Attorney General, Richard Blumenthal

March 21, 2002

Susan G. Townsley
Executive Director
Division of Special Revenue
555 Russell Road
Hartford, CT 06111

Dear Ms. Townsley:

This is in response to your request for an opinion on whether a greyhound racing association licensee can block the simulcasting of similar racing events during days and times when it is not conducting its own racing events pursuant to Conn. Gen. Stat. §12-571a(c)(1). For the following reasons, our answer is negative.

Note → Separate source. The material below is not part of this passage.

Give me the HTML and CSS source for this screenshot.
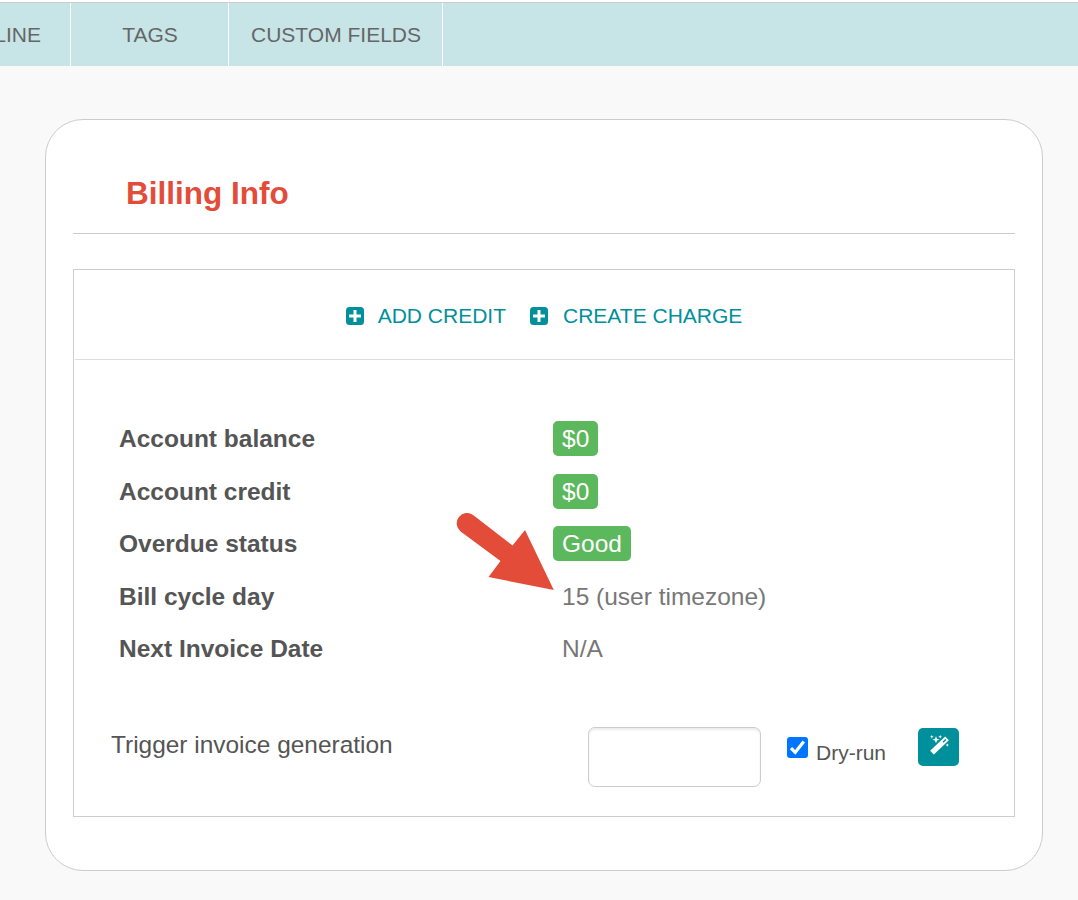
FILE: index.html
```html
<!DOCTYPE html>
<html lang="en">
<head>
<meta charset="utf-8">
<title>Billing Info</title>
<link rel="stylesheet" href="styles.css">
</head>
<body>
<nav class="tabs">
  <a class="tab tab-timeline">TIMELINE</a>
  <a class="tab tab-tags">TAGS</a>
  <a class="tab tab-fields">CUSTOM FIELDS</a>
</nav>
<main class="card">
  <h1 class="title">Billing Info</h1>
  <section class="panel">
    <div class="actions">
      <a class="action"><svg class="plus" viewBox="0 0 18 18"><rect width="18" height="18" rx="3.5"/><path d="M9 3v12M3 9h12"/></svg>ADD CREDIT</a>
      <a class="action"><svg class="plus" viewBox="0 0 18 18"><rect width="18" height="18" rx="3.5"/><path d="M9 3v12M3 9h12"/></svg>CREATE CHARGE</a>
    </div>
    <dl class="info">
      <dt>Account balance</dt><dd><span class="badge">$0</span></dd>
      <dt>Account credit</dt><dd><span class="badge">$0</span></dd>
      <dt>Overdue status</dt><dd><span class="badge">Good</span></dd>
      <dt>Bill cycle day</dt><dd class="plain">15 (user timezone)</dd>
      <dt>Next Invoice Date</dt><dd class="plain">N/A</dd>
    </dl>
    <form class="trigger">
      <label class="trigger-label" for="date">Trigger invoice generation</label>
      <input class="date" id="date" type="text">
      <span class="check"><svg viewBox="0 0 21 21"><rect width="21" height="21" rx="3"/><path d="M4 11.2l4.2 4.2L16.8 4.6"/></svg></span>
      <span class="dry">Dry-run</span>
      <button class="wand" type="button"><svg viewBox="0 0 20 20"><path class="stick" d="M3 17.6L18 3.4"/><path class="tip" d="M14 7.2l2.8-2.7"/><path class="spark" d="M7 1.2l1.1 2.6 2.4.9-2.4.9L7 8.2 5.9 5.6l-2.4-.9 2.4-.9zM2.8 0l.6 1.3 1.3.5-1.3.5-.6 1.3-.6-1.3-1.3-.5 1.3-.5zM11.2 0l.6 1.3 1.3.5-1.3.5-.6 1.3-.6-1.3-1.3-.5 1.3-.5zM18.3 8.4l.6 1.2 1.1.5-1.1.5-.6 1.2-.6-1.2-1.1-.5 1.1-.5z"/></svg></button>
    </form>
  </section>
  <svg class="arrow" viewBox="0 0 100 80"><path d="M17.4 2.2L56.5 32.5L69 17L97.8 77L32.5 64L44.5 48L4.6 18.4A10.3 10.3 0 0 1 17.4 2.2Z"/></svg>
</main>
</body>
</html>
```

FILE: styles.css
```css
* { box-sizing: border-box; }
body {
  margin: 0;
  height: 900px;
  overflow: hidden;
  padding-top: 2px;
  background: linear-gradient(#fff 2px, #f9f9f9 2px);
  font-family: "Liberation Sans", Arial, sans-serif;
  color: #555;
}
.tabs {
  display: flex;
  height: 64px;
  background: #c7e5e6;
  border-top: 1px solid #ccc;
  font-size: 21px;
  line-height: 63px;
  color: #666;
}
.tab { border-right: 1px solid #fff; text-align: center; white-space: nowrap; }
.tab-timeline { width: 71px; display: flex; justify-content: flex-end; padding-right: 29px; }
.tab-tags { width: 158px; padding-left: 1px; }
.tab-fields { width: 214px; padding-left: 1px; }
.card {
  position: relative;
  width: 998px;
  height: 752px;
  margin: 53px 0 0 45px;
  padding: 0 27px;
  background: #fff;
  border: 1px solid #ccc;
  border-radius: 38px;
}
.title {
  margin: 0 0 35px;
  height: 114px;
  padding: 54px 0 0 53px;
  border-bottom: 1px solid #ccc;
  font-size: 31.5px;
  line-height: 38px;
  color: #e44c3a;
}
.panel { height: 548px; border: 1px solid #ccc; }
.actions {
  display: flex;
  justify-content: center;
  gap: 24px;
  height: 90px;
  margin: 0 1px;
  border-bottom: 1px solid #ddd;
  font-size: 21px;
  line-height: 92px;
  color: #00909c;
}
.action { display: flex; align-items: center; height: 92px; }
.plus { width: 18px; height: 18px; margin: 0 14px 1px 0; fill: #00909c; }
.action + .action .plus { margin-right: 15px; }
.plus path { stroke: #fff; stroke-width: 3; }
.info {
  display: grid;
  grid-template-columns: 434px 1fr;
  grid-template-rows: 53px 52px 53px 52px 44px;
  align-items: start;
  margin: 61px 0 0 45px;
  font-size: 24.5px;
  line-height: 35px;
}
.info dt { font-weight: bold; }
.info dd { margin: 0; color: #777; }
.info .plain { padding-left: 9px; }
.badge {
  display: block;
  width: max-content;
  height: 35px;
  padding: 0 9px;
  border-radius: 5px;
  background: #5cb85c;
  color: #fff;
}
.trigger { display: flex; align-items: flex-start; margin: 52px 0 0 37px; }
.trigger-label { width: 477px; font-size: 24.45px; line-height: 35px; }
.date {
  width: 173px;
  height: 60px;
  margin: 0;
  border: 1px solid #ccc;
  border-radius: 7px;
  box-shadow: inset 0 2px 2px rgba(0,0,0,.075);
}
.check { width: 21px; height: 21px; margin: 10px 8px 0 26px; }
.check svg { display: block; fill: #0075ff; }
.check path { fill: none; stroke: #fff; stroke-width: 3.2; }
.dry { width: 102px; font-size: 21px; line-height: 24px; margin-top: 14px; }
.wand {
  display: flex;
  align-items: flex-start;
  width: 41px;
  height: 38px;
  margin-top: 1px;
  padding: 7px 0 0 11px;
  border: 0;
  border-radius: 5px;
  background: #00909c;
}
.wand svg { display: block; flex: none; width: 20px; height: 20px; fill: #fff; }
.stick { stroke: #fff; stroke-width: 5.4; }
.tip { stroke: #00909c; stroke-width: 1.5; }
.arrow { position: absolute; left: 410px; top: 393px; width: 100px; height: 80px; fill: #e44c3a; }
```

The statute in consideration provides as follows:

(c) If an operator of an off-track betting facility equipped with screens for simulcasting intends to simulcast at such facility dog racing events or jai alai games, such operator (1) shall simulcast dog racing events or jai alai games conducted by any association licensee which offers such racing events or games for simulcasting provided such operator obtains the written consent of such licensee and any other licensee authorized to conduct the same activity located within forty miles of such facility and (2) may simulcast out-of-state dog racing events or jai alai games when no such association licensee is conducting such racing events or games provided such operator has complied with the provisions of subdivision (1) of this subsection.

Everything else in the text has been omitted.